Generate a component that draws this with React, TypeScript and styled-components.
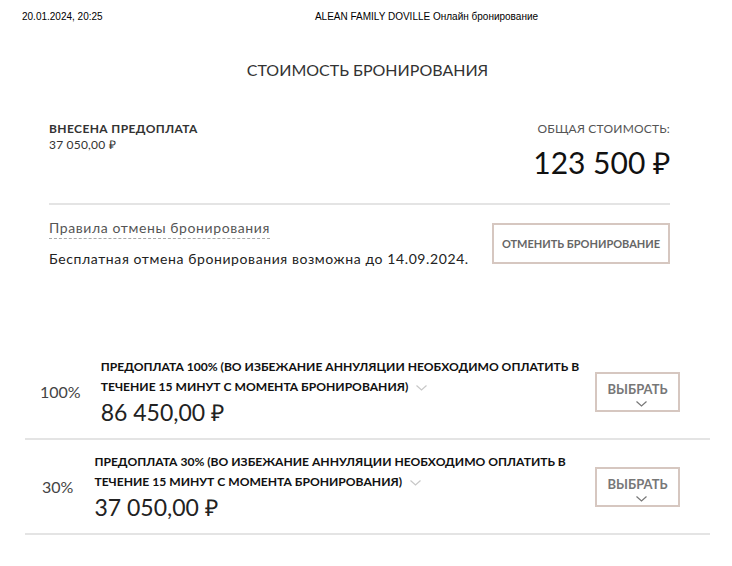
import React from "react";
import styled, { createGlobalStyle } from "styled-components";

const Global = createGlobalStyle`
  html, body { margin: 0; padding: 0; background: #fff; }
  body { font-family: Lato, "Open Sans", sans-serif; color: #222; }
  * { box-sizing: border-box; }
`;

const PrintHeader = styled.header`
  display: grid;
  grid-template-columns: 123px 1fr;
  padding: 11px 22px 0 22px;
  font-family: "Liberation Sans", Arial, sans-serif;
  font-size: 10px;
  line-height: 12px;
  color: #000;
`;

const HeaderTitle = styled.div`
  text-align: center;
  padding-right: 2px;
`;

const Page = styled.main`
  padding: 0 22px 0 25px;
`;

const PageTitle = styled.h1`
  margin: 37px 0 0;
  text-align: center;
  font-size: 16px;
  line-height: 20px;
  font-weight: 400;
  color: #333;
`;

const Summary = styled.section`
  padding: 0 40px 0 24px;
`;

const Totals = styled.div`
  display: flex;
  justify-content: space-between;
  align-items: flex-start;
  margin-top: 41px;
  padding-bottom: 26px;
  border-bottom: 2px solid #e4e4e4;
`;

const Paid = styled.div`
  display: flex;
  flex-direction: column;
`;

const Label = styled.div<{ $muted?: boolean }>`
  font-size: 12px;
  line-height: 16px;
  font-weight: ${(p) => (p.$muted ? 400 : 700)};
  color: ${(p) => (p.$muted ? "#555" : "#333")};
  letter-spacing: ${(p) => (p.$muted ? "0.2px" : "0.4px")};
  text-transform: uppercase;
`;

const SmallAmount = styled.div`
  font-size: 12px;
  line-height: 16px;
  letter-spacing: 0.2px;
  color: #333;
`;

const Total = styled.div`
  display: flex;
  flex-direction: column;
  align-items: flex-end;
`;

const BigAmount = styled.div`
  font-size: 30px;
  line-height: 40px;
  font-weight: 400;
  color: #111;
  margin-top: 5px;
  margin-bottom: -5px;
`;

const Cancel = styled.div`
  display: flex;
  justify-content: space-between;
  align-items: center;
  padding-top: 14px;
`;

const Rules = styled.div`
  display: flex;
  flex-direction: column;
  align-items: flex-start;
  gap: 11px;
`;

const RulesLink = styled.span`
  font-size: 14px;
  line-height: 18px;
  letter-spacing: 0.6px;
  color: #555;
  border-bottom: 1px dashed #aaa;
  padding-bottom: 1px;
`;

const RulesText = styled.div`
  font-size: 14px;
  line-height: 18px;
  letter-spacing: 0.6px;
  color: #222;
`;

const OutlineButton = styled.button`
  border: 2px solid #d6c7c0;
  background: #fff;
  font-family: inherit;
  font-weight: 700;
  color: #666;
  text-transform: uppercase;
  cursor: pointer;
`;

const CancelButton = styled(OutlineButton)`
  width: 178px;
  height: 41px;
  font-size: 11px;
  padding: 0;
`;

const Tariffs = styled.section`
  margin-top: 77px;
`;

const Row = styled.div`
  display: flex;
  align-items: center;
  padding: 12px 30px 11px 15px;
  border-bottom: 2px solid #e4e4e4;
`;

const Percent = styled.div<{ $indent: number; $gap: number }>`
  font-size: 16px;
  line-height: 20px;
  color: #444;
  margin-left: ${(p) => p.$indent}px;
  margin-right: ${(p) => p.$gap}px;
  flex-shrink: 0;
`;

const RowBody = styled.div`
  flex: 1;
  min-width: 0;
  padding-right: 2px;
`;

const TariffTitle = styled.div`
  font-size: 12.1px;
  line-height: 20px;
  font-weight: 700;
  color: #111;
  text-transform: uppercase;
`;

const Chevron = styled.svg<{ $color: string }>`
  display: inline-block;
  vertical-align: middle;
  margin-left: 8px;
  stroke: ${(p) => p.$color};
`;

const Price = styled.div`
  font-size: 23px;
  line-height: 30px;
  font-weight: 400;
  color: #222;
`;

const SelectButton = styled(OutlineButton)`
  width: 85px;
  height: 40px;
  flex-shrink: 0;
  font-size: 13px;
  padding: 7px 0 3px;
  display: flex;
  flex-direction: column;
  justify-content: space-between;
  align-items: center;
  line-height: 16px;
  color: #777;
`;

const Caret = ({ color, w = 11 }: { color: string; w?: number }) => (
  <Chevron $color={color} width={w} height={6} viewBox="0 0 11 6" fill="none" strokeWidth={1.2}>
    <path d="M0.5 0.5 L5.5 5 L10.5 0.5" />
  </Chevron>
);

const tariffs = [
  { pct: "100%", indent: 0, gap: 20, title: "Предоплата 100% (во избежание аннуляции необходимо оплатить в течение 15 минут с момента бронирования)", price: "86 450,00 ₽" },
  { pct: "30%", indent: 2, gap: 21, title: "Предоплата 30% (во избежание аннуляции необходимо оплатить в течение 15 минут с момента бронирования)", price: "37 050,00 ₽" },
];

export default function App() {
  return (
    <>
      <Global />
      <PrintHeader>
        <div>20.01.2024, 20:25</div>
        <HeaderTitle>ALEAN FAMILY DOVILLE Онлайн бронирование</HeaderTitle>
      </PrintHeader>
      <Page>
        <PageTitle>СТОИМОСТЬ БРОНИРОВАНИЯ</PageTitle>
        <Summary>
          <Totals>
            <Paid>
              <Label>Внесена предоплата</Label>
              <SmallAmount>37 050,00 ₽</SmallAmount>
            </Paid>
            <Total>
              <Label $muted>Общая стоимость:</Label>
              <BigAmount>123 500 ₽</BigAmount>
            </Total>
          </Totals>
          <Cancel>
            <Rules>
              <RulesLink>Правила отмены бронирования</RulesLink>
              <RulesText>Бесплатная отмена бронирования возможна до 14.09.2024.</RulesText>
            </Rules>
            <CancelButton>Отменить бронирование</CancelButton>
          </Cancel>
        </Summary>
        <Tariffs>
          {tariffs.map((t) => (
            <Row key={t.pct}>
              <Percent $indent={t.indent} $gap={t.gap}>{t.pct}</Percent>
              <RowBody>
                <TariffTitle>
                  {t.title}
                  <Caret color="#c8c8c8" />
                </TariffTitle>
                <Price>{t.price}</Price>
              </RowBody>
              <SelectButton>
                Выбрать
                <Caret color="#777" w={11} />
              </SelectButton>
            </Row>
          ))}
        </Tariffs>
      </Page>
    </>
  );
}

§ STATED EXERCISE
Copy every line above word for word and exclude the pictures.

§ OUTPUT FOR THIS EXERCISE
Generate a component that draws this with React, TypeScript and styled-components.
import React from "react";
import styled, { createGlobalStyle } from "styled-components";

const Global = createGlobalStyle`
  html, body { margin: 0; padding: 0; background: #fff; }
  body { font-family: Lato, "Open Sans", sans-serif; color: #222; }
  * { box-sizing: border-box; }
`;

const PrintHeader = styled.header`
  display: grid;
  grid-template-columns: 123px 1fr;
  padding: 11px 22px 0 22px;
  font-family: "Liberation Sans", Arial, sans-serif;
  font-size: 10px;
  line-height: 12px;
  color: #000;
`;

const HeaderTitle = styled.div`
  text-align: center;
  padding-right: 2px;
`;

const Page = styled.main`
  padding: 0 22px 0 25px;
`;

const PageTitle = styled.h1`
  margin: 37px 0 0;
  text-align: center;
  font-size: 16px;
  line-height: 20px;
  font-weight: 400;
  color: #333;
`;

const Summary = styled.section`
  padding: 0 40px 0 24px;
`;

const Totals = styled.div`
  display: flex;
  justify-content: space-between;
  align-items: flex-start;
  margin-top: 41px;
  padding-bottom: 26px;
  border-bottom: 2px solid #e4e4e4;
`;

const Paid = styled.div`
  display: flex;
  flex-direction: column;
`;

const Label = styled.div<{ $muted?: boolean }>`
  font-size: 12px;
  line-height: 16px;
  font-weight: ${(p) => (p.$muted ? 400 : 700)};
  color: ${(p) => (p.$muted ? "#555" : "#333")};
  letter-spacing: ${(p) => (p.$muted ? "0.2px" : "0.4px")};
  text-transform: uppercase;
`;

const SmallAmount = styled.div`
  font-size: 12px;
  line-height: 16px;
  letter-spacing: 0.2px;
  color: #333;
`;

const Total = styled.div`
  display: flex;
  flex-direction: column;
  align-items: flex-end;
`;

const BigAmount = styled.div`
  font-size: 30px;
  line-height: 40px;
  font-weight: 400;
  color: #111;
  margin-top: 5px;
  margin-bottom: -5px;
`;

const Cancel = styled.div`
  display: flex;
  justify-content: space-between;
  align-items: center;
  padding-top: 14px;
`;

const Rules = styled.div`
  display: flex;
  flex-direction: column;
  align-items: flex-start;
  gap: 11px;
`;

const RulesLink = styled.span`
  font-size: 14px;
  line-height: 18px;
  letter-spacing: 0.6px;
  color: #555;
  border-bottom: 1px dashed #aaa;
  padding-bottom: 1px;
`;

const RulesText = styled.div`
  font-size: 14px;
  line-height: 18px;
  letter-spacing: 0.6px;
  color: #222;
`;

const OutlineButton = styled.button`
  border: 2px solid #d6c7c0;
  background: #fff;
  font-family: inherit;
  font-weight: 700;
  color: #666;
  text-transform: uppercase;
  cursor: pointer;
`;

const CancelButton = styled(OutlineButton)`
  width: 178px;
  height: 41px;
  font-size: 11px;
  padding: 0;
`;

const Tariffs = styled.section`
  margin-top: 77px;
`;

const Row = styled.div`
  display: flex;
  align-items: center;
  padding: 12px 30px 11px 15px;
  border-bottom: 2px solid #e4e4e4;
`;

const Percent = styled.div<{ $indent: number; $gap: number }>`
  font-size: 16px;
  line-height: 20px;
  color: #444;
  margin-left: ${(p) => p.$indent}px;
  margin-right: ${(p) => p.$gap}px;
  flex-shrink: 0;
`;

const RowBody = styled.div`
  flex: 1;
  min-width: 0;
  padding-right: 2px;
`;

const TariffTitle = styled.div`
  font-size: 12.1px;
  line-height: 20px;
  font-weight: 700;
  color: #111;
  text-transform: uppercase;
`;

const Chevron = styled.svg<{ $color: string }>`
  display: inline-block;
  vertical-align: middle;
  margin-left: 8px;
  stroke: ${(p) => p.$color};
`;

const Price = styled.div`
  font-size: 23px;
  line-height: 30px;
  font-weight: 400;
  color: #222;
`;

const SelectButton = styled(OutlineButton)`
  width: 85px;
  height: 40px;
  flex-shrink: 0;
  font-size: 13px;
  padding: 7px 0 3px;
  display: flex;
  flex-direction: column;
  justify-content: space-between;
  align-items: center;
  line-height: 16px;
  color: #777;
`;

const Caret = ({ color, w = 11 }: { color: string; w?: number }) => (
  <Chevron $color={color} width={w} height={6} viewBox="0 0 11 6" fill="none" strokeWidth={1.2}>
    <path d="M0.5 0.5 L5.5 5 L10.5 0.5" />
  </Chevron>
);

const tariffs = [
  { pct: "100%", indent: 0, gap: 20, title: "Предоплата 100% (во избежание аннуляции необходимо оплатить в течение 15 минут с момента бронирования)", price: "86 450,00 ₽" },
  { pct: "30%", indent: 2, gap: 21, title: "Предоплата 30% (во избежание аннуляции необходимо оплатить в течение 15 минут с момента бронирования)", price: "37 050,00 ₽" },
];

export default function App() {
  return (
    <>
      <Global />
      <PrintHeader>
        <div>20.01.2024, 20:25</div>
        <HeaderTitle>ALEAN FAMILY DOVILLE Онлайн бронирование</HeaderTitle>
      </PrintHeader>
      <Page>
        <PageTitle>СТОИМОСТЬ БРОНИРОВАНИЯ</PageTitle>
        <Summary>
          <Totals>
            <Paid>
              <Label>Внесена предоплата</Label>
              <SmallAmount>37 050,00 ₽</SmallAmount>
            </Paid>
            <Total>
              <Label $muted>Общая стоимость:</Label>
              <BigAmount>123 500 ₽</BigAmount>
            </Total>
          </Totals>
          <Cancel>
            <Rules>
              <RulesLink>Правила отмены бронирования</RulesLink>
              <RulesText>Бесплатная отмена бронирования возможна до 14.09.2024.</RulesText>
            </Rules>
            <CancelButton>Отменить бронирование</CancelButton>
          </Cancel>
        </Summary>
        <Tariffs>
          {tariffs.map((t) => (
            <Row key={t.pct}>
              <Percent $indent={t.indent} $gap={t.gap}>{t.pct}</Percent>
              <RowBody>
                <TariffTitle>
                  {t.title}
                  <Caret color="#c8c8c8" />
                </TariffTitle>
                <Price>{t.price}</Price>
              </RowBody>
              <SelectButton>
                Выбрать
                <Caret color="#777" w={11} />
              </SelectButton>
            </Row>
          ))}
        </Tariffs>
      </Page>
    </>
  );
}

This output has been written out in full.